Life under Corona as a topic
At first I focused on revision assignments, but after the first week I slowly dared to develop new language issues and topics. Finally, as a final task before the Easter holidays, a complex task in mini-format seemed to make sense to me. The target product I defined was a short essay about the students’ typical daily routines, now that the schools are closed. However, this task could not only be smoothly integrated into the textbook unit and serve as a concluding step, but also seemed to make sense to me against the background of the current life, in which the students lack personal contact and exchange. Thus, the task of sharing their personal experiences gives the teacher insight into the students’ changed daily routines.
Course book texts as model texts
This task ties in directly with the previous work on Unit 2 of the textbook English G 21. In this unit, the textbook children have to write an essay about a typical day in their lives as a homework assignment (“A day in the life of …”).
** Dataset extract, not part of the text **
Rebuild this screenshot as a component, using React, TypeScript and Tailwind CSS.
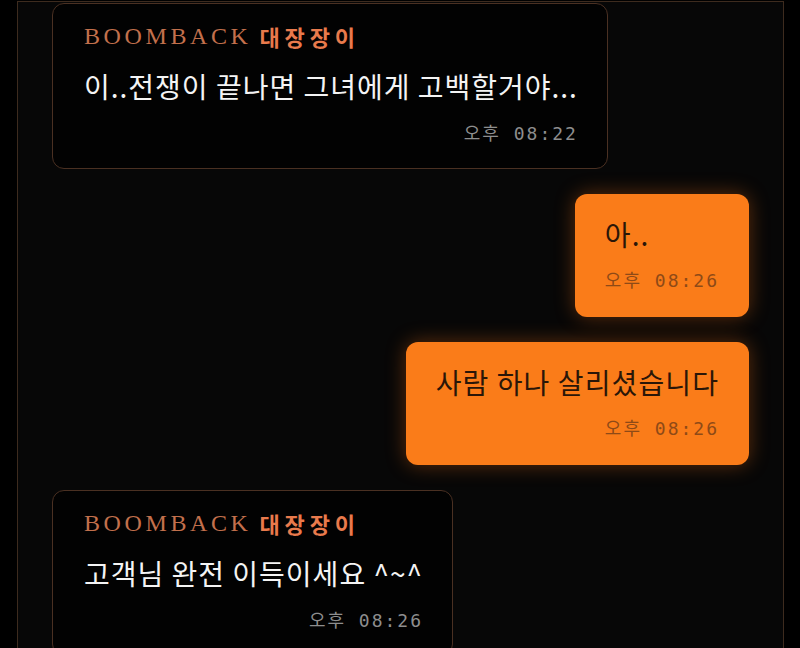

At the end of the unit, various sample essays written by the textbook children are presented which can be used as model texts to prepare the students for writing their own text. In addition to working on the content of the individual essays (ensuring comprehension), the main aim was to draw the pupils’ attention to the general linguistic and content criteria of such a text (see “Essay Experts Checklist” in the task material). Subsequently, I used a number of lexical exercises to recapitulate “Words to talk about my day”, which were introduced during the unit. The same applies to the grammatical rules for the formation of the simple present (main focus: third person -s).
Developing a task for digital distance learning
The complex task can be used well in the field of digital distance learning. As developed in the national research project „Leistung macht Schule/LemaS“ (excellence in school education), it is essential, apart from finding a topic, to design a task systematically in such a way that students can work as independently as possible. Thus, in addition to the topic of everyday life under corona conditions, considerations concerning the formats and linguistic devices (lexical and grammatical) are necessary for the students’ work on the task play a decisive role in developing the task. In this context, it is also important to anticipate possible problems and obstacles that the students might encounter, and to think about the help and support available to the students during the working process (scaffolding). Since distance learning does not allow direct teacher intervention and support as is possible in normal teaching, such anticipatory considerations are of essential importance.
Exchange via Class Notebook
The essay was supposed to be handwritten, revised and uploaded as a PDF or image file to the Class Notebook that I created for the learning group. The Class Notebook is divided into three areas (content library, space for collaboration, personal area), offers good conditions for digital distance learning. The personal area, to which only individual students and me as a teacher have access, offers the opportunity of direct teacher-student interaction in a protected space (uploading homework and individual feedback). In addition, the ‘space for collaboration’ area makes it possible to make the essays accessible to everyone, so that reading and exchange can be done, while in the content library I can provide new materials (documents, explanatory videos, pictures, etc.) for the students.
The convincing outcome of the students’ work has shown me that in the context of digital distance learning not only minor assignments and revision work are possible, but also more open, more complex task formats, also in terms of progressive learning. The decisive factors for success here are, however, anticipatory provisions in terms of language and content, of a clear structure of the task and of built-in help and support. Of course, the amount of preparatory work should not be underestimated – a time expenditure that is, however, worthwhile with regard to the results.